クォーツ(Cal. TMI VD53)。SSケース(直径42mm×4厚さ9mm)、10気圧防水。販売当時価格2万5300円(税込み)。
また仮面ライダーフォーゼは、2011年9月から約1年間放映された東映制作の特撮テレビドラマであり、仮面ライダー生誕40周年を記念した作品である。上記の時計は、仮面ライダーフォーゼ10周年を記念してプレミアムバンダイから発売されたものだ。
このモデルは、同時に3種類発売されたうちの「ホロスコープス」バージョンで、ゾディアーツ幹部のホロスコープスをイメージしたクラシカルなダイアルデザインになっている。インデックス部分には12星座の使徒になぞらえたそれぞれの星座のマークを使用。ほかにもホロスコープス用のゾディアーツスイッチや、サジタリウスゾディアーツマントの意匠が取り入れられ、こちらもファンにはたまらないディテールとなっている。
情報収集からイベント司会まで。趣味が切り開いた新たなステージ
こうしたキャラクターウォッチは、一般的な時計とは販売ルートが異なる。

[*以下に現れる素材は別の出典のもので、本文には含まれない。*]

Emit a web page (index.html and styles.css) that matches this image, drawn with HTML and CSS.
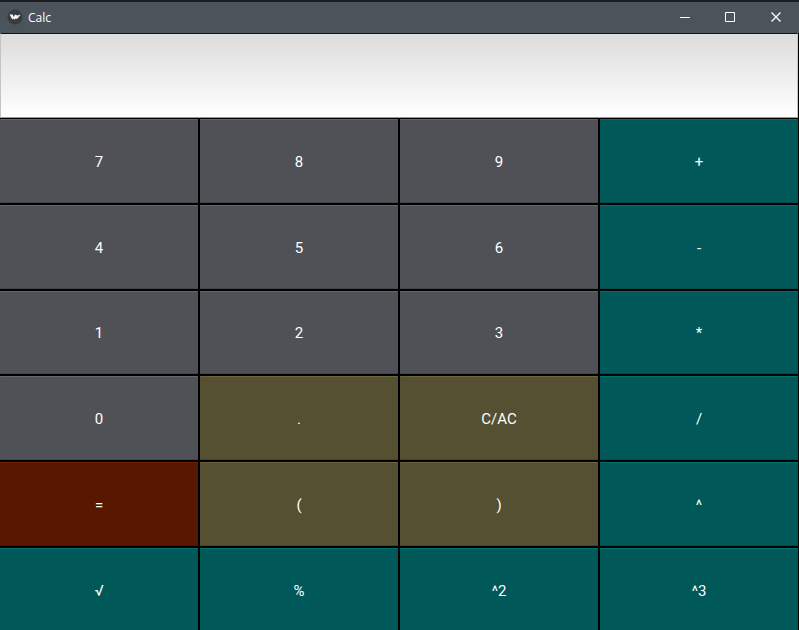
FILE: index.html
```
<!DOCTYPE html>
<html lang="en"><head><meta charset="utf-8"><title>Calc</title><link rel="stylesheet" href="styles.css"></head>
<body>
<header class="titlebar">
<svg class="logo" width="16" height="16" viewBox="0 0 16 16"><circle cx="8" cy="8" r="7.5" fill="#393b3d"/><path d="M2.500 5.500L5.700 5.500L6.700 8L8 5.500L10.300 6.500L13.800 5.500L10 10L8.500 9.500L7.500 10.800L6.300 9.500L5.300 10.500Z" fill="#f4f4f4"/></svg>
<span class="title">Calc</span>
<svg class="controls" width="138" height="32" viewBox="0 0 138 32" fill="none" stroke="#fff"><path d="M19 16.500H29M64.500 11.500H73.500V20.500H64.500Z"/><path stroke-width="1.300" d="M110.500 11.500L119.500 20.500M119.500 11.500L110.500 20.500"/></svg>
</header>
<div class="display"></div>
<main class="keys">
<button>7</button><button>8</button><button>9</button><button class="op">+</button>
<button>4</button><button>5</button><button>6</button><button class="op">-</button>
<button>1</button><button>2</button><button>3</button><button class="op">*</button>
<button>0</button><button class="edit">.</button><button class="edit">C/AC</button><button class="op">/</button>
<button class="equals">=</button><button class="edit">(</button><button class="edit">)</button><button class="op">^</button>
<button class="op">√</button><button class="op">%</button><button class="op">^2</button><button class="op">^3</button>
</main>
</body></html>
```
FILE: styles.css
```
*{box-sizing:border-box}
body{margin:0;width:799px;height:630px;overflow:hidden;background:#000;color:#fff;font-family:Roboto,sans-serif}
.titlebar{height:33px;background:#4a545a;border-top:2px solid #1b1e20;padding-bottom:1px;display:flex;align-items:center;padding-left:7px}
.title{font:12px "Open Sans",sans-serif;margin-left:5px}
.controls{margin-left:auto}
.display{width:798px;height:85px;border:1px solid #c4c4c4;border-top-color:#111;border-bottom-color:#999;background:linear-gradient(#dcdcdc,#fff)}
.keys{display:grid;grid-template-columns:repeat(4,198px);grid-auto-rows:83.800px;gap:2px;padding-top:1px}
button{border:0;border-radius:1px;background:#505156;color:#fff;font:15px Roboto,sans-serif;padding:2px 0 0;box-shadow:inset 0 1px #66676b,inset 0 -1px #45464a}
.op{background:#005858;box-shadow:inset 0 1px #007070,inset 0 -1px #004e4e}
.edit{background:#545031;box-shadow:inset 0 1px #6b663d,inset 0 -1px #484429}
.equals{background:#581800;box-shadow:inset 0 1px #701f00,inset 0 -1px #491400}
```
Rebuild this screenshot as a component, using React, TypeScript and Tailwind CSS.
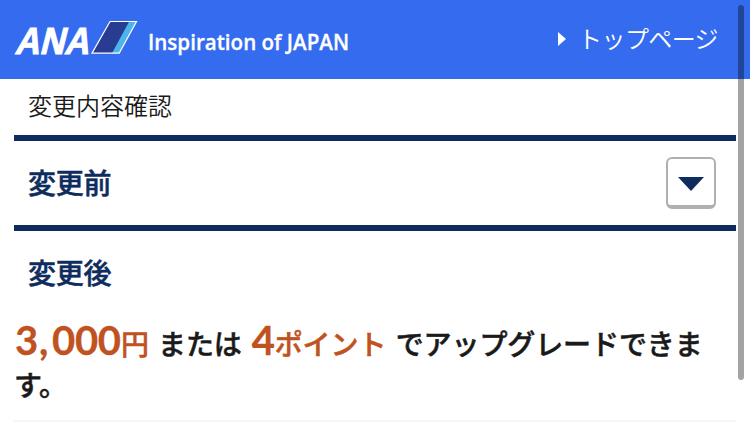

ニュースサイト、公式ファンサイトなど、日頃からの熱心な情報収集がなくては、入手にたどり着けないはずだ。量販店、玩具メーカー、アマゾンなどの通販サイトだけでなく、ファンたちが探す範囲は海外サイトやフリマサイトにまで及ぶ。筆者も異なる分野ではあるが経験があり、マニアもしくはコレクターとはそういうものだと実感している。
趣味が発展して、特撮イベントなどの司会など、自身の仕事にも繋げている博多大吉。その突き抜けた様子は見ていて清々しく、好感が持てる。舞台やテレビで着用するスーツスタイルにも、時計やネクタイで好きな特撮アイテムを取り入れているようだ。
これから博多大吉を見かけた際には、ぜひ彼のファッションにも注目していただきたい。